**Task brief:** Repeat every entry word for word, skipping the pictures.

**Dataset rows:**
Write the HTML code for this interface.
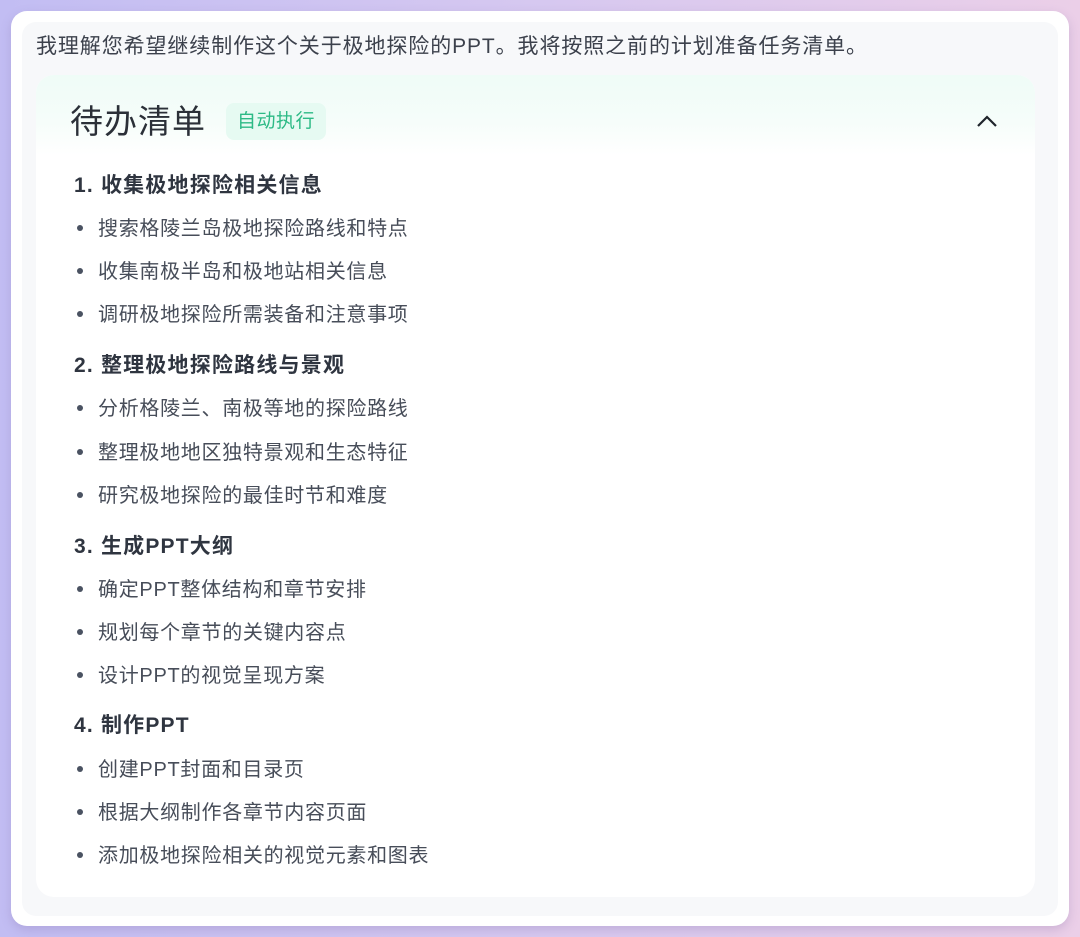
<!DOCTYPE html>
<html><head><meta charset="utf-8"><style>
*{margin:0;padding:0;box-sizing:border-box}
body{width:1080px;height:937px;overflow:hidden;background:linear-gradient(90deg,#c2bdf3 0%,#d6c8f0 50%,#ebcfe8 100%);font-family:"Liberation Sans","Noto Sans CJK SC",sans-serif;position:relative}
.outer{position:absolute;left:11px;top:11px;width:1058px;height:915px;background:#fff;border-radius:16px;box-shadow:0 4px 10px rgba(120,100,160,.25)}
.panel{position:absolute;left:22px;top:22px;width:1036px;height:894px;background:#f7f8fa;border-radius:14px}
.card{position:absolute;left:36px;top:75px;width:999px;height:822px;background:#fff;border-radius:18px;overflow:hidden}
.grad{position:absolute;left:0;top:0;width:100%;height:80px;background:linear-gradient(180deg,#effcf7 0%,#f6fdfa 60%,#fff 100%)}
.t{position:absolute;white-space:nowrap;color:#474d59;font-size:20px;letter-spacing:.7px;line-height:1}
.h{color:#2f3540;font-weight:bold;font-size:21px;letter-spacing:1.2px}
.dot{position:absolute;width:6px;height:6px;border-radius:50%;background:#4a5261}
</style></head><body>
<div class="outer"></div>
<div class="panel"></div>
<div class="t" style="left:36px;top:36px;font-size:21px;letter-spacing:.9px;color:#3c414c">我理解您希望继续制作这个关于极地探险的PPT。我将按照之前的计划准备任务清单。</div>
<div class="card"><div class="grad"></div></div>
<div class="t" style="left:70px;top:105px;font-size:33px;color:#2b3038;letter-spacing:1px">待办清单</div>
<div style="position:absolute;left:226px;top:103px;width:100px;height:37px;background:#e6faf2;border-radius:8px"></div>
<div class="t" style="left:237px;top:112px;font-size:19px;color:#2dba86;letter-spacing:.5px">自动执行</div>
<svg style="position:absolute;left:976px;top:114px" width="22" height="14" viewBox="0 0 22 14"><path d="M2 12 L11 3 L20 12" fill="none" stroke="#1f242b" stroke-width="2.2"/></svg>

<div class="t h" style="left:74px;top:175px">1. 收集极地探险相关信息</div>
<div class="dot" style="left:77px;top:225px"></div><div class="t" style="left:98px;top:219px">搜索格陵兰岛极地探险路线和特点</div>
<div class="dot" style="left:77px;top:268px"></div><div class="t" style="left:98px;top:262px">收集南极半岛和极地站相关信息</div>
<div class="dot" style="left:77px;top:311px"></div><div class="t" style="left:98px;top:305px">调研极地探险所需装备和注意事项</div>

<div class="t h" style="left:74px;top:355px">2. 整理极地探险路线与景观</div>
<div class="dot" style="left:77px;top:405px"></div><div class="t" style="left:98px;top:399px">分析格陵兰、南极等地的探险路线</div>
<div class="dot" style="left:77px;top:449px"></div><div class="t" style="left:98px;top:443px">整理极地地区独特景观和生态特征</div>
<div class="dot" style="left:77px;top:492px"></div><div class="t" style="left:98px;top:486px">研究极地探险的最佳时节和难度</div>

<div class="t h" style="left:74px;top:536px">3. 生成PPT大纲</div>
<div class="dot" style="left:77px;top:586px"></div><div class="t" style="left:98px;top:580px">确定PPT整体结构和章节安排</div>
<div class="dot" style="left:77px;top:629px"></div><div class="t" style="left:98px;top:623px">规划每个章节的关键内容点</div>
<div class="dot" style="left:77px;top:672px"></div><div class="t" style="left:98px;top:666px">设计PPT的视觉呈现方案</div>

<div class="t h" style="left:74px;top:715px">4. 制作PPT</div>
<div class="dot" style="left:77px;top:766px"></div><div class="t" style="left:98px;top:760px">创建PPT封面和目录页</div>
<div class="dot" style="left:77px;top:809px"></div><div class="t" style="left:98px;top:803px">根据大纲制作各章节内容页面</div>
<div class="dot" style="left:77px;top:852px"></div><div class="t" style="left:98px;top:846px">添加极地探险相关的视觉元素和图表</div>
</body></html>
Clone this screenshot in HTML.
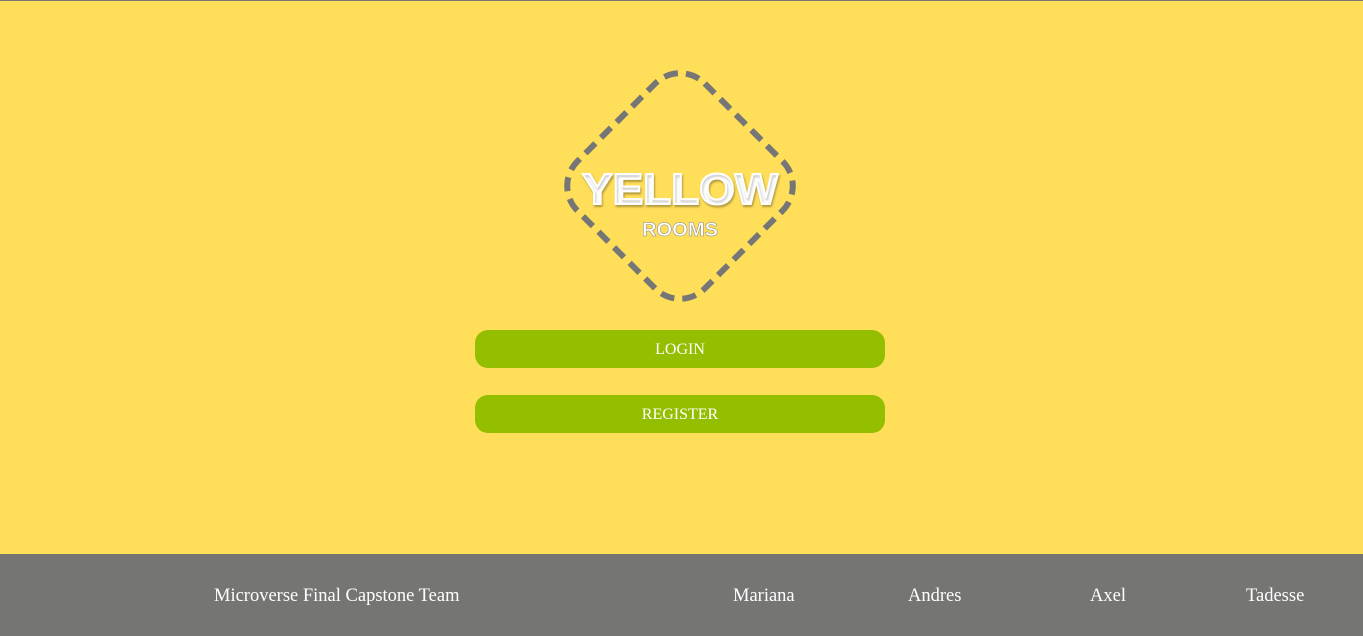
<!DOCTYPE html>
<html><head><style>
body{margin:0;width:1363px;height:635px;background:#ffde59;position:relative;overflow:hidden;font-family:"Liberation Serif",serif;border-top:1px solid #777;box-sizing:border-box}
.btn{position:absolute;left:475px;width:410px;height:38px;background:#93bf00;border-radius:13px;color:#fff;font-size:16px;text-align:center;line-height:40px}
footer{position:absolute;left:0;top:553px;width:1363px;height:82px;background:#757573;color:#fff;font-size:18.5px}
footer span{position:absolute;top:32px;white-space:nowrap}
</style></head><body>
<svg style="position:absolute;left:555px;top:60px" width="250" height="250">
<rect x="35" y="35" width="180" height="180" rx="35" transform="rotate(45 125 125)" fill="none" stroke="#767676" stroke-width="6" stroke-dasharray="14 8"/>
<text x="125" y="143" text-anchor="middle" font-family="Liberation Sans,sans-serif" font-weight="bold" font-size="44" fill="#fff" stroke="#fff" stroke-width="2" style="text-shadow:1px 2px 2px rgba(0,0,0,.25)" textLength="196" lengthAdjust="spacingAndGlyphs">YELLOW</text>
<text x="125" y="175" text-anchor="middle" font-family="Liberation Sans,sans-serif" font-weight="bold" font-size="19" fill="#fff" stroke="#888" stroke-width=".5" textLength="76" lengthAdjust="spacingAndGlyphs">ROOMS</text>
</svg>
<div class="btn" style="top:329px">LOGIN</div>
<div class="btn" style="top:394px">REGISTER</div>
<footer>
<span style="left:214px">Microverse Final Capstone Team</span>
<span style="left:733px">Mariana</span>
<span style="left:908px">Andres</span>
<span style="left:1090px">Axel</span>
<span style="left:1246px">Tadesse</span>
</footer>
</body></html>
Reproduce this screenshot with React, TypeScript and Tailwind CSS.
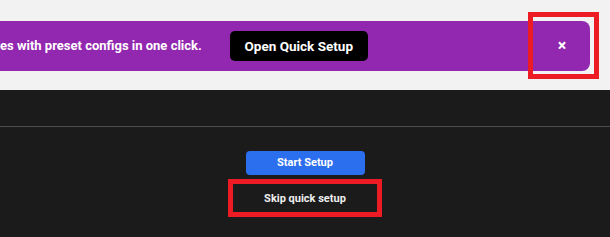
export default function App() {
  return (
    <div className="relative w-[610px] h-[237px] overflow-hidden bg-[#1b1b1b] font-['Roboto',sans-serif]">
      <div className="h-[90px] bg-[#f2f2f2] pt-[21px]">
        <div className="w-[590px] h-[50px] bg-[#9227b0] rounded-r-[8px] flex items-center">
          <span className="text-white font-bold text-[13px] whitespace-nowrap">
            es with preset configs in one click.
          </span>
          <button className="ml-[28px] w-[138px] h-[30px] rounded-[5px] bg-black text-white font-bold text-[13.5px]">
            Open Quick Setup
          </button>
          <div className="flex-1" />
          <button className="mr-[22px] w-[12px] text-white font-bold text-[16px] leading-none">
            ×
          </button>
        </div>
      </div>

      <div className="pt-[36px]">
        <div className="h-px bg-[#4d4d4d]" />
        <div className="flex flex-col items-center pt-[24px]">
          <button className="w-[119px] h-[24px] rounded-[4px] bg-[#2b6fee] text-white font-bold text-[11px]">
            Start Setup
          </button>
          <button className="mt-[10px] h-[28px] px-4 text-[#eeeeee] font-bold text-[11px]">
            Skip quick setup
          </button>
        </div>
      </div>

      <div className="absolute left-[528px] top-[12px] w-[71px] h-[67px] border-[5px] border-[#ed1c24]" />
      <div className="absolute left-[228px] top-[179px] w-[154px] h-[38px] border-[5px] border-[#ed1c24]" />
    </div>
  );
}
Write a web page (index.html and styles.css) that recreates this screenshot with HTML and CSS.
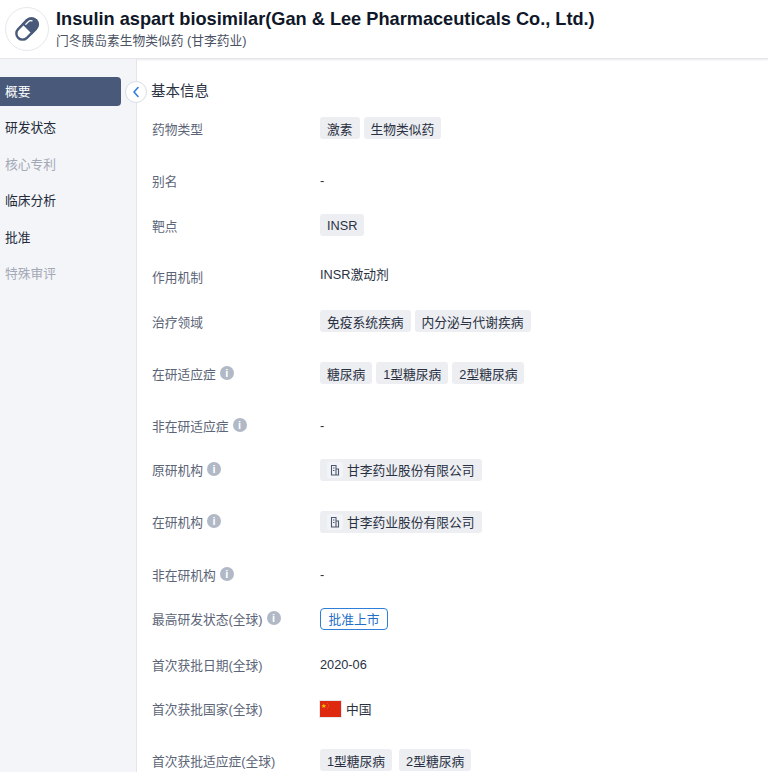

**Complete answer:**
Write the HTML code for this interface.
<!DOCTYPE html>
<html><head><meta charset="utf-8"><style>
*{margin:0;padding:0;box-sizing:border-box}
body{width:1080px;height:937px;overflow:hidden;background:linear-gradient(90deg,#c2bdf3 0%,#d6c8f0 50%,#ebcfe8 100%);font-family:"Liberation Sans","Noto Sans CJK SC",sans-serif;position:relative}
.outer{position:absolute;left:11px;top:11px;width:1058px;height:915px;background:#fff;border-radius:16px;box-shadow:0 4px 10px rgba(120,100,160,.25)}
.panel{position:absolute;left:22px;top:22px;width:1036px;height:894px;background:#f7f8fa;border-radius:14px}
.card{position:absolute;left:36px;top:75px;width:999px;height:822px;background:#fff;border-radius:18px;overflow:hidden}
.grad{position:absolute;left:0;top:0;width:100%;height:80px;background:linear-gradient(180deg,#effcf7 0%,#f6fdfa 60%,#fff 100%)}
.t{position:absolute;white-space:nowrap;color:#474d59;font-size:20px;letter-spacing:.7px;line-height:1}
.h{color:#2f3540;font-weight:bold;font-size:21px;letter-spacing:1.2px}
.dot{position:absolute;width:6px;height:6px;border-radius:50%;background:#4a5261}
</style></head><body>
<div class="outer"></div>
<div class="panel"></div>
<div class="t" style="left:36px;top:36px;font-size:21px;letter-spacing:.9px;color:#3c414c">我理解您希望继续制作这个关于极地探险的PPT。我将按照之前的计划准备任务清单。</div>
<div class="card"><div class="grad"></div></div>
<div class="t" style="left:70px;top:105px;font-size:33px;color:#2b3038;letter-spacing:1px">待办清单</div>
<div style="position:absolute;left:226px;top:103px;width:100px;height:37px;background:#e6faf2;border-radius:8px"></div>
<div class="t" style="left:237px;top:112px;font-size:19px;color:#2dba86;letter-spacing:.5px">自动执行</div>
<svg style="position:absolute;left:976px;top:114px" width="22" height="14" viewBox="0 0 22 14"><path d="M2 12 L11 3 L20 12" fill="none" stroke="#1f242b" stroke-width="2.2"/></svg>

<div class="t h" style="left:74px;top:175px">1. 收集极地探险相关信息</div>
<div class="dot" style="left:77px;top:225px"></div><div class="t" style="left:98px;top:219px">搜索格陵兰岛极地探险路线和特点</div>
<div class="dot" style="left:77px;top:268px"></div><div class="t" style="left:98px;top:262px">收集南极半岛和极地站相关信息</div>
<div class="dot" style="left:77px;top:311px"></div><div class="t" style="left:98px;top:305px">调研极地探险所需装备和注意事项</div>

<div class="t h" style="left:74px;top:355px">2. 整理极地探险路线与景观</div>
<div class="dot" style="left:77px;top:405px"></div><div class="t" style="left:98px;top:399px">分析格陵兰、南极等地的探险路线</div>
<div class="dot" style="left:77px;top:449px"></div><div class="t" style="left:98px;top:443px">整理极地地区独特景观和生态特征</div>
<div class="dot" style="left:77px;top:492px"></div><div class="t" style="left:98px;top:486px">研究极地探险的最佳时节和难度</div>

<div class="t h" style="left:74px;top:536px">3. 生成PPT大纲</div>
<div class="dot" style="left:77px;top:586px"></div><div class="t" style="left:98px;top:580px">确定PPT整体结构和章节安排</div>
<div class="dot" style="left:77px;top:629px"></div><div class="t" style="left:98px;top:623px">规划每个章节的关键内容点</div>
<div class="dot" style="left:77px;top:672px"></div><div class="t" style="left:98px;top:666px">设计PPT的视觉呈现方案</div>

<div class="t h" style="left:74px;top:715px">4. 制作PPT</div>
<div class="dot" style="left:77px;top:766px"></div><div class="t" style="left:98px;top:760px">创建PPT封面和目录页</div>
<div class="dot" style="left:77px;top:809px"></div><div class="t" style="left:98px;top:803px">根据大纲制作各章节内容页面</div>
<div class="dot" style="left:77px;top:852px"></div><div class="t" style="left:98px;top:846px">添加极地探险相关的视觉元素和图表</div>
</body></html>
Clone this screenshot in HTML.
<!DOCTYPE html>
<html><head><style>
body{margin:0;width:1363px;height:635px;background:#ffde59;position:relative;overflow:hidden;font-family:"Liberation Serif",serif;border-top:1px solid #777;box-sizing:border-box}
.btn{position:absolute;left:475px;width:410px;height:38px;background:#93bf00;border-radius:13px;color:#fff;font-size:16px;text-align:center;line-height:40px}
footer{position:absolute;left:0;top:553px;width:1363px;height:82px;background:#757573;color:#fff;font-size:18.5px}
footer span{position:absolute;top:32px;white-space:nowrap}
</style></head><body>
<svg style="position:absolute;left:555px;top:60px" width="250" height="250">
<rect x="35" y="35" width="180" height="180" rx="35" transform="rotate(45 125 125)" fill="none" stroke="#767676" stroke-width="6" stroke-dasharray="14 8"/>
<text x="125" y="143" text-anchor="middle" font-family="Liberation Sans,sans-serif" font-weight="bold" font-size="44" fill="#fff" stroke="#fff" stroke-width="2" style="text-shadow:1px 2px 2px rgba(0,0,0,.25)" textLength="196" lengthAdjust="spacingAndGlyphs">YELLOW</text>
<text x="125" y="175" text-anchor="middle" font-family="Liberation Sans,sans-serif" font-weight="bold" font-size="19" fill="#fff" stroke="#888" stroke-width=".5" textLength="76" lengthAdjust="spacingAndGlyphs">ROOMS</text>
</svg>
<div class="btn" style="top:329px">LOGIN</div>
<div class="btn" style="top:394px">REGISTER</div>
<footer>
<span style="left:214px">Microverse Final Capstone Team</span>
<span style="left:733px">Mariana</span>
<span style="left:908px">Andres</span>
<span style="left:1090px">Axel</span>
<span style="left:1246px">Tadesse</span>
</footer>
</body></html>
Reproduce this screenshot with React, TypeScript and Tailwind CSS.
export default function App() {
  return (
    <div className="relative w-[610px] h-[237px] overflow-hidden bg-[#1b1b1b] font-['Roboto',sans-serif]">
      <div className="h-[90px] bg-[#f2f2f2] pt-[21px]">
        <div className="w-[590px] h-[50px] bg-[#9227b0] rounded-r-[8px] flex items-center">
          <span className="text-white font-bold text-[13px] whitespace-nowrap">
            es with preset configs in one click.
          </span>
          <button className="ml-[28px] w-[138px] h-[30px] rounded-[5px] bg-black text-white font-bold text-[13.5px]">
            Open Quick Setup
          </button>
          <div className="flex-1" />
          <button className="mr-[22px] w-[12px] text-white font-bold text-[16px] leading-none">
            ×
          </button>
        </div>
      </div>

      <div className="pt-[36px]">
        <div className="h-px bg-[#4d4d4d]" />
        <div className="flex flex-col items-center pt-[24px]">
          <button className="w-[119px] h-[24px] rounded-[4px] bg-[#2b6fee] text-white font-bold text-[11px]">
            Start Setup
          </button>
          <button className="mt-[10px] h-[28px] px-4 text-[#eeeeee] font-bold text-[11px]">
            Skip quick setup
          </button>
        </div>
      </div>

      <div className="absolute left-[528px] top-[12px] w-[71px] h-[67px] border-[5px] border-[#ed1c24]" />
      <div className="absolute left-[228px] top-[179px] w-[154px] h-[38px] border-[5px] border-[#ed1c24]" />
    </div>
  );
}
Write a web page (index.html and styles.css) that recreates this screenshot with HTML and CSS.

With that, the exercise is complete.